Depuis le début de la crise, les autorités monétaires ont abaissé leurs taux directeurs de 50 pb à 4,5%. Lors du dernier comité de politique monétaire d’avril, elles ont maintenu leurs taux directeurs inchangés, en soutien à la roupie. Elles ont aussi réduit à plusieurs reprises les ratios de réserves obligatoires des banques commerciales de 8% à 2%. Par ailleurs, des opérations de swaps de change se tiennent tous les jours pour pallier les besoins de liquidités en dollars. D’un point de vue budgétaire, le gouvernement a annoncé trois programmes de soutien à l’économie pour une valeur totale de près de IDR 436 trn (2,7% du PIB). Le plafond du déficit budgétaire fixé légalement à 3% du PIB a été suspendu temporairement. Parmi les mesures phares figurent la suspension des impôts sur les revenus des ménages dans l’industrie manufacturière et un abattement sur les impôts des entreprises de 30%, pour six mois à compter du mois d’avril. Par ailleurs, l’assistance alimentaire aux ménages les plus pauvres a été étendue à 15,2 millions de personnes au 1er avril.
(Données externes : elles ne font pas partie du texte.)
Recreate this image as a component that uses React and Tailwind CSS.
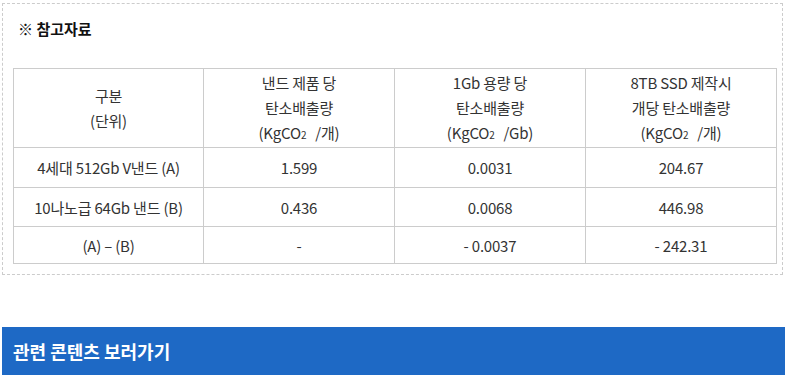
const rows = [
  ["4세대 512Gb V낸드 (A)", "1.599", "0.0031", "204.67"],
  ["10나노급 64Gb 낸드 (B)", "0.436", "0.0068", "446.98"],
  ["(A) – (B)", "-", "- 0.0037", "- 242.31"],
];

function Unit({ per }) {
  return (
    <>
      (KgCO<span className="text-[10px]">2</span>
      <span className="inline-block w-[9px]" />/{per})
    </>
  );
}

export default function App() {
  const cell = "border border-[#cccccc] text-center align-middle";
  return (
    <div
      className="w-[785px] h-[375px] bg-white overflow-hidden text-[#333333]"
      style={{ fontFamily: '"Noto Sans CJK KR", "Noto Sans", sans-serif' }}
    >
      <div className="mx-[2px] mt-[3px] h-[272px] border border-dashed border-[#cccccc] px-[10px]">
        <h3 className="mt-[15px] pl-[5px] text-[15px] font-bold leading-[20px] text-[#111111]">
          ※ 참고자료
        </h3>
        <table className="mt-[29px] w-[764px] border-collapse text-[15px] leading-[25px] tracking-[-0.2px] table-fixed">
          <colgroup>
            <col className="w-[190px]" />
            <col className="w-[191px]" />
            <col className="w-[191px]" />
            <col className="w-[191px]" />
          </colgroup>
          <thead>
            <tr className="h-[79px]">
              <th className={cell + " font-normal"}>
                구분
                <br />
                (단위)
              </th>
              <th className={cell + " font-normal"}>
                낸드 제품 당
                <br />
                탄소배출량
                <br />
                <Unit per="개" />
              </th>
              <th className={cell + " font-normal"}>
                1Gb 용량 당
                <br />
                탄소배출량
                <br />
                <Unit per="Gb" />
              </th>
              <th className={cell + " font-normal"}>
                8TB SSD 제작시
                <br />
                개당 탄소배출량
                <br />
                <Unit per="개" />
              </th>
            </tr>
          </thead>
          <tbody>
            {rows.map((r, i) => (
              <tr key={i} className={i === 2 ? "h-[37px]" : i === 1 ? "h-[39px]" : "h-[40px]"}>
                {r.map((c, j) => (
                  <td key={j} className={cell}>
                    {c}
                  </td>
                ))}
              </tr>
            ))}
          </tbody>
        </table>
      </div>
      <div className="mt-[52px] ml-[2px] h-[48px] bg-[#1e69c5] flex items-center pl-[11px]">
        <span className="text-white font-bold text-[18px]">관련 콘텐츠 보러가기</span>
      </div>
    </div>
  );
}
Les finances publiques restent solides

Les finances publiques sont solides. En 2019, le déficit budgétaire et la dette du gouvernement étaient contenus à respectivement 2,2% et 30,1% du PIB. Néanmoins, le ralentissement de l’activité domestique et la contraction des échanges extérieurs vont peser sur les revenus du gouvernement. Sur les deux premiers mois de 2020, le déficit budgétaire s’est déjà creusé de 15% par rapport à l’année dernière. Le gouvernement prévoit aujourd’hui que le déficit budgétaire pourrait atteindre 5,1% du PIB mais il a d’ores et déjà annoncé que ce niveau pourrait être supérieur si la crise excédait 6 mois. Par ailleurs, bien que modérée (30,1% du PIB), la dette publique est détenue à plus de 60% par les investisseurs étrangers et libellée à près de 38% en devises étrangères, très majoritairement en dollars. Néanmoins, le risque de refinancement à horizon 2020 est limité car le remboursement de la dette est de seulement USD 10,2 mds, soit 8,1% des réserves de change.

Des risques de refinancement limités

Importantes sorties de capitaux depuis le 31 janvier

La dette des ménages et celle des entreprises non financières étaient contenues à respectivement 17,8% du PIB et 22,7% du PIB au T3 2019 selon les données de la Banques des règlements internationaux. Par ailleurs, selon la banque centrale, en 2019, la situation des entreprises non financières était satisfaisante, même si elles ont été affaiblies par le ralentissement du commerce mondial et la baisse des prix des matières premières. En juin 2019, le ratio de dette rapportée aux fonds propres restait modéré à 0,58. Les actifs couvraient 1,86 fois les engagements des entreprises et le coefficient de liquidité s’établissait à 1,21. La capacité des entreprises à faire face au service de leur dette était satisfaisante : le taux de couverture de la dette était de 70,5% et les profits couvraient 2,9 fois le seul paiement des intérêts. La situation est néanmoins hétérogène selon les secteurs d’activité. Les entreprises du secteur de l’agriculture, et dans une moindre mesure de l’eau, du gaz et de l’électricité étaient considérées comme les plus fragiles, fin 2019.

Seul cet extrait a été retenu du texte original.